# Post Your Climbing Pics



## Tim Gardner (Oct 20, 2002)

The weather was great today so I had to go do a little climbing. Thought I would share some pics with everyone. 

Let’s see some pics of you guys climbing. Now’s your chance to show your skills!


----------



## Tim Gardner (Oct 20, 2002)

Installing the climbing line.


----------



## Tim Gardner (Oct 20, 2002)

Starting up!


----------



## Tim Gardner (Oct 20, 2002)

Up, up and away.


----------



## Tim Gardner (Oct 20, 2002)

Getting there.


----------



## Tim Gardner (Oct 20, 2002)

On the way back down. The pics of me in the top were too dark.
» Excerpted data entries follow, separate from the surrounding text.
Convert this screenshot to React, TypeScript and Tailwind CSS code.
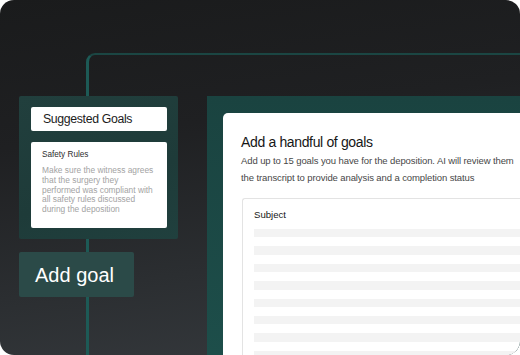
import React from "react";

export default function App() {
  const bars = Array.from({ length: 8 });
  return (
    <div className="w-[520px] h-[355px] bg-white overflow-hidden" style={{ fontFamily: '"Liberation Sans", Arial, sans-serif' }}>
      <div className="relative h-full rounded-[14px] overflow-hidden bg-[linear-gradient(172deg,#1a1b1c_0%,#1f2022_35%,#2b2e31_70%,#363a3e_100%)]">
        <div className="absolute left-[86px] top-[53px] w-[500px] h-[400px] rounded-tl-[9px] border-t-2 border-l-[3px] border-t-[#1b4643] border-l-[#1d5a56]" />
        <div className="relative flex h-full pt-[96px] pl-[19px]">
          <div className="flex flex-col w-[159px] shrink-0">
            <div className="h-[143px] rounded-[2px] bg-[linear-gradient(160deg,#213f3d_0%,#1e3b39_60%,#20403e_100%)] pt-[11px] pl-[12px] pr-[11px] flex flex-col gap-[11px]">
              <div className="h-[24px] bg-white rounded-[2px] pl-[12px] flex items-center text-[12.3px] tracking-[-0.35px] text-[#1c1c1c]">
                Suggested Goals
              </div>
              <div className="h-[86px] bg-white rounded-[2px] pl-[11px] pt-[8px]">
                <div className="text-[8.2px] leading-[10px] font-medium text-[#2e2e2e]">Safety Rules</div>
                <div className="mt-[6px] text-[8.4px] leading-[9.8px] text-[#a3a3a3] whitespace-nowrap">
                  Make sure the witness agrees
                  <br />
                  that the surgery they
                  <br />
                  performed was compliant with
                  <br />
                  all safety rules discussed
                  <br />
                  during the deposition
                </div>
              </div>
            </div>
            <div className="mt-[13px] w-[115px] h-[45px] rounded-[2px] bg-[#2b4a48] pl-[16px] flex items-center text-[20px] text-white">
              Add goal
            </div>
          </div>
          <div className="ml-[29px] flex-1 bg-[linear-gradient(180deg,#1a4340_0%,#1d4e4a_100%)] pt-[17px] pl-[16px]">
            <div className="h-full bg-white rounded-tl-[5px] pl-[18px] pt-[19px]">
              <div className="text-[14px] leading-[20px] tracking-[-0.35px] text-[#161616] whitespace-nowrap">Add a handful of goals</div>
              <div className="text-[9.5px] leading-[17px] tracking-[-0.1px] text-[#474747] whitespace-nowrap">
                Add up to 15 goals you have for the deposition. AI will review them
                <br />
                the transcript to provide analysis and a completion status
              </div>
              <div className="mt-[12px] ml-[1px] h-[200px] border-t border-l border-[#e3e3e3] rounded-tl-[3px] pl-[11px] pt-[9px]">
                <div className="text-[9.6px] leading-[14px] text-[#161616]">Subject</div>
                <div className="mt-[7px] flex flex-col gap-[9px]">
                  {bars.map((_, i) => (
                    <div key={i} className="h-[8.4px] bg-[#f3f3f3]" />
                  ))}
                </div>
              </div>
            </div>
          </div>
        </div>
      </div>
    </div>
  );
}
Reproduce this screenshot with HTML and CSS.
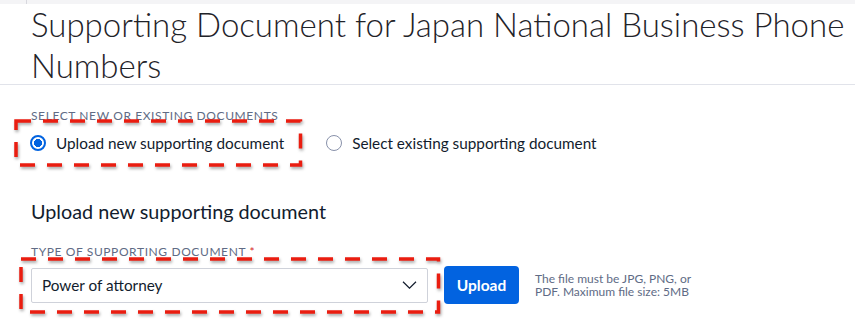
FILE: index.html
```html
<!DOCTYPE html>
<html lang="en">
<head>
  <meta charset="UTF-8" />
  <title>Supporting Document</title>
  <link rel="stylesheet" href="styles.css">
</head>
<body>

  <div class="topstrip"><span class="tick"></span></div>

  <div class="header">
    <h1>Supporting Document for Japan National Business Phone Numbers</h1>
  </div>

  <div class="content">
    <div class="label">Select new or existing documents</div>
    <div class="radios">
      <label class="radio marked">
        <span class="dot checked"></span>
        Upload new supporting document
        <svg class="mark" aria-hidden="true"><rect x="0" y="0" width="100%" height="100%" /></svg>
      </label>
      <label class="radio">
        <span class="dot"></span>
        Select existing supporting document
      </label>
    </div>

    <h2>Upload new supporting document</h2>

    <div class="label">Type of supporting document <span class="req">*</span></div>
    <div class="upload-row">
      <div class="select marked">
        <span>Power of attorney</span>
        <svg class="chev" width="15" height="8" viewBox="0 0 15 8"><path d="M1 .8l6.5 6.4 6.5-6.4" fill="none" stroke="#121c2d" stroke-width="1.2"/></svg>
        <svg class="mark" aria-hidden="true"><rect x="0" y="0" width="100%" height="100%" /></svg>
      </div>
      <button class="btn">Upload</button>
      <p class="help">The file must be JPG, PNG, or PDF. Maximum file size: 5MB</p>
    </div>
  </div>

</body>
</html>
```

FILE: styles.css
```css
* {
  box-sizing: border-box;
}

body {
  margin: 0;
  min-height: 100vh;
  background: #fff;
  color: #121c2d;
  font-family: Lato, 'Open Sans', sans-serif;
}

.topstrip {
  height: 4px;
  background: #f4f4f6;
}

.tick {
  display: block;
  margin-left: 26px;
  width: 1px;
  height: 4px;
  background: #d8d8de;
}

.header {
  padding-left: 31px;
  border-bottom: 1px solid #e1e3ea;
  height: 81px;
}

h1 {
  margin: 0;
  font-size: 33px;
  font-weight: 300;
  line-height: 41px;
  color: #1f2329;
}

.content {
  padding: 23px 0 0 31px;
}

.label {
  font-size: 12px;
  letter-spacing: 0.6px;
  text-transform: uppercase;
  color: #606b85;
  line-height: 16px;
}

.req {
  color: #d61f1f;
}

.radios {
  display: flex;
  gap: 42px;
  margin-top: 4px;
  margin-left: -1px;
  height: 30px;
}

.radio {
  display: flex;
  align-items: center;
  gap: 10px;
  font-size: 15.3px;
  position: relative;
}

.dot {
  width: 16px;
  height: 16px;
  border-radius: 50%;
  border: 1px solid #8891aa;
  background: #fff;
}

.dot.checked {
  border: 2px solid #0263e0;
  background: radial-gradient(circle, #0263e0 0 3.8px, #fff 4.3px);
}

h2 {
  margin: 40px 0 0;
  font-size: 19.8px;
  font-weight: 400;
  line-height: 26px;
}

.content h2 + .label {
  margin-top: 20px;
}

.upload-row {
  display: flex;
  align-items: center;
  margin-top: 6px;
}

.select {
  width: 397px;
  height: 35px;
  border: 1px solid #cfd2da;
  border-radius: 2px;
  padding: 0 10px;
  display: flex;
  align-items: center;
  justify-content: space-between;
  font-size: 15.3px;
  position: relative;
}

.btn {
  margin-left: 16px;
  width: 75px;
  height: 38px;
  border: none;
  border-radius: 4px;
  background: #0263e0;
  color: #fff;
  font-family: Lato, sans-serif;
  font-weight: 700;
  font-size: 15.5px;
}

.help {
  margin: 0 0 0 16px;
  width: 160px;
  font-size: 12px;
  line-height: 13.5px;
  color: #606b85;
}

/* red dashed annotation boxes */
.mark {
  position: absolute;
  overflow: visible;
  pointer-events: none;
  filter: drop-shadow(1.5px 2px 1.5px rgba(0, 0, 0, 0.35));
}

.mark rect {
  fill: none;
  stroke: #ea1d10;
  stroke-width: 3.5;
  stroke-dasharray: 15 12;
}

.radio .mark {
  left: -14.5px;
  top: -7.5px;
  width: 284.5px;
  height: 44px;
}

.select .mark {
  left: -11px;
  top: -10px;
  width: 417.5px;
  height: 53px;
}
```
I have to work on them.


----------



## r/ctree (Oct 20, 2002)

What kind of throw bag is that where are they available?


----------



## kf_tree (Oct 20, 2002)

nice pics.

did you paint your helmet or did it come in green?


----------



## Tim Gardner (Oct 20, 2002)

I made the throw bag myself. I got tired of the others splitting open and having to tie the rope onto the ring. With the loop I put into the end of my line and the loop on the end of the bag I get my ropes up a lot faster without hanging in the crotches.

The helmet was yellow. I painted it fluorescent green.


----------



## treeclimber165 (Oct 20, 2002)

*1st crane pictures*

Here's a few from the first crane removal I ever did. As you can see, I started 'low and slow'.


----------



## treeclimber165 (Oct 20, 2002)

Getting my fat butt up the tree (second trip I believe).


----------



## treeclimber165 (Oct 20, 2002)

Startin' to get in the groove. Notice the saw, it gives you an idea how long ago this was.


----------



## treeclimber165 (Oct 20, 2002)

I was nervous crawling out this limb, about 25' over the power lines. Not a good angle on my lifeline, either.


----------



## treeclimber165 (Oct 20, 2002)

Watching the crane pick up the 10,000 lb stump.


----------



## StIhL MaGnUm (Oct 20, 2002)

Nice Pics Guy's


----------



## treeclimber165 (Oct 20, 2002)

After a few years, I was 'old hand' with cranes. Here is 3 of 16 pines I plucked from around a house. These 3 were coming up through the back deck, had to crawl under the deck to make the stump cuts.


----------



## treeclimber165 (Oct 20, 2002)

Second of the three. I had to cut them off at 35'-36' so we could get lengths of at least 17'6" for the sawmill.


----------



## Tim Gardner (Oct 20, 2002)

Great stuff Brian! Do you have any pruning pics (no gaffs)?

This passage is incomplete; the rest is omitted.